We are the dead: Short days ago,
We lived, felt dawn, saw sunset glow,
Loved and were loved: and now we lie
In Flanders fields!

Take up our quarrel with the foe
To you, from failing hands, we throw
The torch: be yours to hold it high
If ye break faith with us who die,
We shall not sleep, though poppies grow
In Flanders fields

Purple Poppy

Purple Poppy in Remembrance of Animals Lost in Service

The first Murphy’s Army Purple Poppy Campaign was launched in 2016 to encourage members of the public to come together to pay tribute to the many animals lost in Service, and to those who Serve us today.  Research had shown that although the traditional red poppy was well known, the significance of the purple poppy – to remember the animals – was less so.  Hopefully the efforts over the years have changed that as many more purple poppies are now being worn with pride.  This campaign was started in Great Britain and has slowly been gathering those who want to also remember the animals.  I personally will be ordering a Purple Poppy from their website, to wear along with my Red Poppy for future Remembrance Days.  You can find them at Purple Poppy Campaign

Their Name Liveth For Evermore
Their Name Liveth For Evermore

This photo of one of the memorials at Brookside Cemetery speaks volumes and there is nothing more to be said other than “We Will Remember Them” 
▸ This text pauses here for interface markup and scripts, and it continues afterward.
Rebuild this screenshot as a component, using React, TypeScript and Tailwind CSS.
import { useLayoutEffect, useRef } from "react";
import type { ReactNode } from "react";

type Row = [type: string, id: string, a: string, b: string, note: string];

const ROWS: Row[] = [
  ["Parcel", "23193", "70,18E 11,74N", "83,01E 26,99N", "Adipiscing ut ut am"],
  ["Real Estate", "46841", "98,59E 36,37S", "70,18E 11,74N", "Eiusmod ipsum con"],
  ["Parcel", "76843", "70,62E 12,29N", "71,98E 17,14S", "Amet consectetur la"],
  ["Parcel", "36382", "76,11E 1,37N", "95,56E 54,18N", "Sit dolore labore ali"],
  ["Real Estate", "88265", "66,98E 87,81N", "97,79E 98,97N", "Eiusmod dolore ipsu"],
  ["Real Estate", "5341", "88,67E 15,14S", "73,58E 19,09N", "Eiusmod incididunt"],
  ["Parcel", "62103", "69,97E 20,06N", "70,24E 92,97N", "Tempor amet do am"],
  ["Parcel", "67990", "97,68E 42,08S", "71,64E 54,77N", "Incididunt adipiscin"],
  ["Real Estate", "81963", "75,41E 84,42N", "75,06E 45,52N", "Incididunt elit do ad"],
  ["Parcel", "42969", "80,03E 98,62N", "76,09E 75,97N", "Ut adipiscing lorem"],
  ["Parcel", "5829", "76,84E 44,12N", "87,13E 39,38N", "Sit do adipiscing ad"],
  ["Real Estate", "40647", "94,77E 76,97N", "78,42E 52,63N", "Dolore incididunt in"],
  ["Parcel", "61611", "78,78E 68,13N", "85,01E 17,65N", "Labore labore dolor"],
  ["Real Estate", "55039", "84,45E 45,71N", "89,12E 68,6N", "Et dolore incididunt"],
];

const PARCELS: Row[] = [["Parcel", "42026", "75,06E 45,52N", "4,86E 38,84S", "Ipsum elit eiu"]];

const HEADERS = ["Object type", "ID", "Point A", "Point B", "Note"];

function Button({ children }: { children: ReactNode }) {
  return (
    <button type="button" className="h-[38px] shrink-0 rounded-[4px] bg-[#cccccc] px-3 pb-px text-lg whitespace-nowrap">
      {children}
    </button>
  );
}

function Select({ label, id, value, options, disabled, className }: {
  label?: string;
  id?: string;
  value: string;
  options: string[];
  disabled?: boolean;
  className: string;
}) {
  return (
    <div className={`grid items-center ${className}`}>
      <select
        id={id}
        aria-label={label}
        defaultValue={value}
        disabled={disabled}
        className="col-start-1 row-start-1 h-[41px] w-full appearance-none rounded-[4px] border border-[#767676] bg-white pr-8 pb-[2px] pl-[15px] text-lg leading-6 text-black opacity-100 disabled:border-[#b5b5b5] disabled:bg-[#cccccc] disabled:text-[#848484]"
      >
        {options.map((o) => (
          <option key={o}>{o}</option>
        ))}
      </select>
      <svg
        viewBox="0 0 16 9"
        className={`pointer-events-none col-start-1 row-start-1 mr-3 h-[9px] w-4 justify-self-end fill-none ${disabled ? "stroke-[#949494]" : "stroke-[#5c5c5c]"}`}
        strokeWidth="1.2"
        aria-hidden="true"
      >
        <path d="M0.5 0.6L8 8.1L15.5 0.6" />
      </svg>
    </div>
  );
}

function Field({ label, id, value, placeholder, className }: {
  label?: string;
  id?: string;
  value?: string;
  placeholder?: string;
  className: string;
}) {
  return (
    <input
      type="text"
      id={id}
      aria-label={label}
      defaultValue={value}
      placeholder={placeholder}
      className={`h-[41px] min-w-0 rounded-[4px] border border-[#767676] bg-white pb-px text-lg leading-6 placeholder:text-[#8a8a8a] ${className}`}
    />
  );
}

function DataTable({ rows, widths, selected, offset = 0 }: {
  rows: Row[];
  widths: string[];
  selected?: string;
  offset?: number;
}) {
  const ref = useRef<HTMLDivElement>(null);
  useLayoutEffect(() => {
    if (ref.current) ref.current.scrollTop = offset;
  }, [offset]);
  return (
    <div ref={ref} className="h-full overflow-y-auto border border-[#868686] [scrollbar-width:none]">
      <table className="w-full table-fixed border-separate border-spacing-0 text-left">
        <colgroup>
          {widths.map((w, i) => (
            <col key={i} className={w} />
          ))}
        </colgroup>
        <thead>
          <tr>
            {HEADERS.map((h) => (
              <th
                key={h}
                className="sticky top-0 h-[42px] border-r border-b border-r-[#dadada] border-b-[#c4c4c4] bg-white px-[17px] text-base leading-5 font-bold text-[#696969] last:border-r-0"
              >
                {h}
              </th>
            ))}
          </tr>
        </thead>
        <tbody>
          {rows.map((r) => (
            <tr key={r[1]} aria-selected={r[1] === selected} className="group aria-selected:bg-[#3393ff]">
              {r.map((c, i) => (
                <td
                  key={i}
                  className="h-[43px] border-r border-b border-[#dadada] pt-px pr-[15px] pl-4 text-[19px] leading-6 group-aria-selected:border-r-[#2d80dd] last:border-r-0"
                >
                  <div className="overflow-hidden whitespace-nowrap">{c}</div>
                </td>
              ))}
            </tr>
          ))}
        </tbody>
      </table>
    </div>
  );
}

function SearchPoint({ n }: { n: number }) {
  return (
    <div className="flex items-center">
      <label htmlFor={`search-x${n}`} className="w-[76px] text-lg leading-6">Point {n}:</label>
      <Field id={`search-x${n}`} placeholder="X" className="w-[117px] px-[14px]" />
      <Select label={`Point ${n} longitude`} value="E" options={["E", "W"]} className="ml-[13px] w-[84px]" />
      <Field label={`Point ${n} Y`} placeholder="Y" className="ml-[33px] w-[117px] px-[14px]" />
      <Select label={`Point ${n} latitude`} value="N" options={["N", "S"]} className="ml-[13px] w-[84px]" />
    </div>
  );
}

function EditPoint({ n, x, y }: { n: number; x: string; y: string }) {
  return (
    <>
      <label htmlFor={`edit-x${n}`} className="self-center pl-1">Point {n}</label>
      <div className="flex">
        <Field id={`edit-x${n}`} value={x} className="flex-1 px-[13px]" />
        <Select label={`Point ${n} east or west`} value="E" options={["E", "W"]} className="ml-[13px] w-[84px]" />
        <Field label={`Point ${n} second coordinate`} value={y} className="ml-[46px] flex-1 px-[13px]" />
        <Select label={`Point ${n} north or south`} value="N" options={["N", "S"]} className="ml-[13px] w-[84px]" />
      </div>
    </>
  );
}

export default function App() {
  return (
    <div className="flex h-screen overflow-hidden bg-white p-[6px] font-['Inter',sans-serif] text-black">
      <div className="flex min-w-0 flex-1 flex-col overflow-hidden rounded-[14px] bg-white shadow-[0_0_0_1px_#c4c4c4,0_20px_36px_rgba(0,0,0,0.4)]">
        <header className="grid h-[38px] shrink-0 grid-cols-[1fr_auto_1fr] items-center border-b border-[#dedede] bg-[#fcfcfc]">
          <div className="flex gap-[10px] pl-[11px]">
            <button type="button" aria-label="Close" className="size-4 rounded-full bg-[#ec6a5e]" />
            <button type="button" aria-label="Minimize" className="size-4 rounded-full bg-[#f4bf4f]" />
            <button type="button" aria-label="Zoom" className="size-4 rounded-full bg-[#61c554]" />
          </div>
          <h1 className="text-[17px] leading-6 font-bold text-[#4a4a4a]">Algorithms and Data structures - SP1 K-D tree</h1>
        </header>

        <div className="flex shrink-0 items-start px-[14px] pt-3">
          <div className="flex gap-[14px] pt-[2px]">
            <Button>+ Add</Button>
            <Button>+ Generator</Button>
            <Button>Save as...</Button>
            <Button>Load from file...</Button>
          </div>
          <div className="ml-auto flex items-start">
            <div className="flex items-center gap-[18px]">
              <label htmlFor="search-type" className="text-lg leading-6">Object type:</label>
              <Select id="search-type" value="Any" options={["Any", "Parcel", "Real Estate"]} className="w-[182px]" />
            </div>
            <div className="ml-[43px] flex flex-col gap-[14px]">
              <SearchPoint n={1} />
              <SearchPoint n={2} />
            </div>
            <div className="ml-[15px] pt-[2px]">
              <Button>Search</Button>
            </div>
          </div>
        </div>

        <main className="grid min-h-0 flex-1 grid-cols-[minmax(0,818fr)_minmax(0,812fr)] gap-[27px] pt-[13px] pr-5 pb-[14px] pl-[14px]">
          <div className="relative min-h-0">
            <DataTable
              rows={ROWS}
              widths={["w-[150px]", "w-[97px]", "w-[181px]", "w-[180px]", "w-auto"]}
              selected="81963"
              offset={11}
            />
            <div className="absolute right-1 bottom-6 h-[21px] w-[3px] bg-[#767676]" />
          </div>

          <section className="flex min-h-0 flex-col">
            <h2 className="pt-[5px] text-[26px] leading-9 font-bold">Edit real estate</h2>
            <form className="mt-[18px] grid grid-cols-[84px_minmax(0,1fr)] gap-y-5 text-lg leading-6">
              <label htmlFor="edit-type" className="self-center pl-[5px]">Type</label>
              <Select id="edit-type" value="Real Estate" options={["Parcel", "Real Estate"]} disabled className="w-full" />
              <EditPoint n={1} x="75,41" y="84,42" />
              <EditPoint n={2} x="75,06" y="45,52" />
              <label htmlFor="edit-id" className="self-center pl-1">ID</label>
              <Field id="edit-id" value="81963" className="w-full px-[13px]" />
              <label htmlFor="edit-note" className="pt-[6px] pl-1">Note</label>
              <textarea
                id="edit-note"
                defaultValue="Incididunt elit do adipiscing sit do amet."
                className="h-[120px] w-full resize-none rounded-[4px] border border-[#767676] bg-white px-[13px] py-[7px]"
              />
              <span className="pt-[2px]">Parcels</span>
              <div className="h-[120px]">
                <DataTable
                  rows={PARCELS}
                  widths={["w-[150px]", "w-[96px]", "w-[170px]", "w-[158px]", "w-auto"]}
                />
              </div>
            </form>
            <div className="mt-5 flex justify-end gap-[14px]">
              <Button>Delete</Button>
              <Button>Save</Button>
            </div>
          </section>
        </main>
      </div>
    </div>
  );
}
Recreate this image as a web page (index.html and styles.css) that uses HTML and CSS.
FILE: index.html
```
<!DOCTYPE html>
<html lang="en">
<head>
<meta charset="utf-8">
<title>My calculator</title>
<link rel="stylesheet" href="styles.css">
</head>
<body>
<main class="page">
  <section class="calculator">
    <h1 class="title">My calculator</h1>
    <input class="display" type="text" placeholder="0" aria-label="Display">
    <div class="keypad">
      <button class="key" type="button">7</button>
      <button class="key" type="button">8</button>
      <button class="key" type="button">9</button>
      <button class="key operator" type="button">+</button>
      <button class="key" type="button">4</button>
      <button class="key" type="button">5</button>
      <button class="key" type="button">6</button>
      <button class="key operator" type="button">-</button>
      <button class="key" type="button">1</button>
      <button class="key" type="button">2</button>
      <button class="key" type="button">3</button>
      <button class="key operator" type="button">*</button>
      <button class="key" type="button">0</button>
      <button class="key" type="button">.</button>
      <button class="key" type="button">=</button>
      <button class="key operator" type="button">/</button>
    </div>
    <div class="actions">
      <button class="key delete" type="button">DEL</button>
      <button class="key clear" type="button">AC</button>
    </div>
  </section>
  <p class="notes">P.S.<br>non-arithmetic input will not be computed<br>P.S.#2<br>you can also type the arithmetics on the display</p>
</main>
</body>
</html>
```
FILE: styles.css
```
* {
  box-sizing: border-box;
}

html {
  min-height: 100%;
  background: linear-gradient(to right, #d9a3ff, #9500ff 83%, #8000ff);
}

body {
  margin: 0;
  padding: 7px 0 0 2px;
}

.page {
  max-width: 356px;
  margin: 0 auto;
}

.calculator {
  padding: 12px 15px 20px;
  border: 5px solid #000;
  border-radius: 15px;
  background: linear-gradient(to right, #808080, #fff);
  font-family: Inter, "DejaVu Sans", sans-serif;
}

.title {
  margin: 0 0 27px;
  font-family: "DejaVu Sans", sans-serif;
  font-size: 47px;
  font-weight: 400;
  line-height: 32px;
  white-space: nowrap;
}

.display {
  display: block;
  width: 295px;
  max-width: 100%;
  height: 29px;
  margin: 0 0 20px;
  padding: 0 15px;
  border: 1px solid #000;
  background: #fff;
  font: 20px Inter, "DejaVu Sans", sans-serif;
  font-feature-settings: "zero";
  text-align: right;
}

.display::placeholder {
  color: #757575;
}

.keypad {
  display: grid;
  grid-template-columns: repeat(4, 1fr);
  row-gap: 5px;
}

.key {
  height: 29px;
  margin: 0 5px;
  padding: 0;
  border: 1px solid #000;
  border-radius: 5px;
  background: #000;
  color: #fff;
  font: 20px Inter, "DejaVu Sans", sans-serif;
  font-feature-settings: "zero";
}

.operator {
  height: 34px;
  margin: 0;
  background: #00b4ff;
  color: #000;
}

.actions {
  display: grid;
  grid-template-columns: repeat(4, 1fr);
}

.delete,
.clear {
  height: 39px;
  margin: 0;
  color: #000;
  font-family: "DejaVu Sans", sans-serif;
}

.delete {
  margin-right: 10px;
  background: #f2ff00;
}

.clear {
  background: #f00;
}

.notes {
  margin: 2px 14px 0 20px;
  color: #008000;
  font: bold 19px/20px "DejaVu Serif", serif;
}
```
I hope that each and every one of you takes the time to reflect on what these brave men and women, each heroes in their own right, sacrificed for all of us.  We don’t ever want to forget why and we don’t ever want to have to go to war again.  Teach your children so that they can teach their children and share your family history from each of the world wars along with other wars that Canada has taken part in.  Go out and find a Remembrance Day Service near to you, rather than stay home because it’s too cold.  Just think of how cold it was for those who fought in each war, cold to the bone and not able to find the warmth of a comfortable home like we have today.  Be proud of who they were, so you can be proud of who you are in their memory.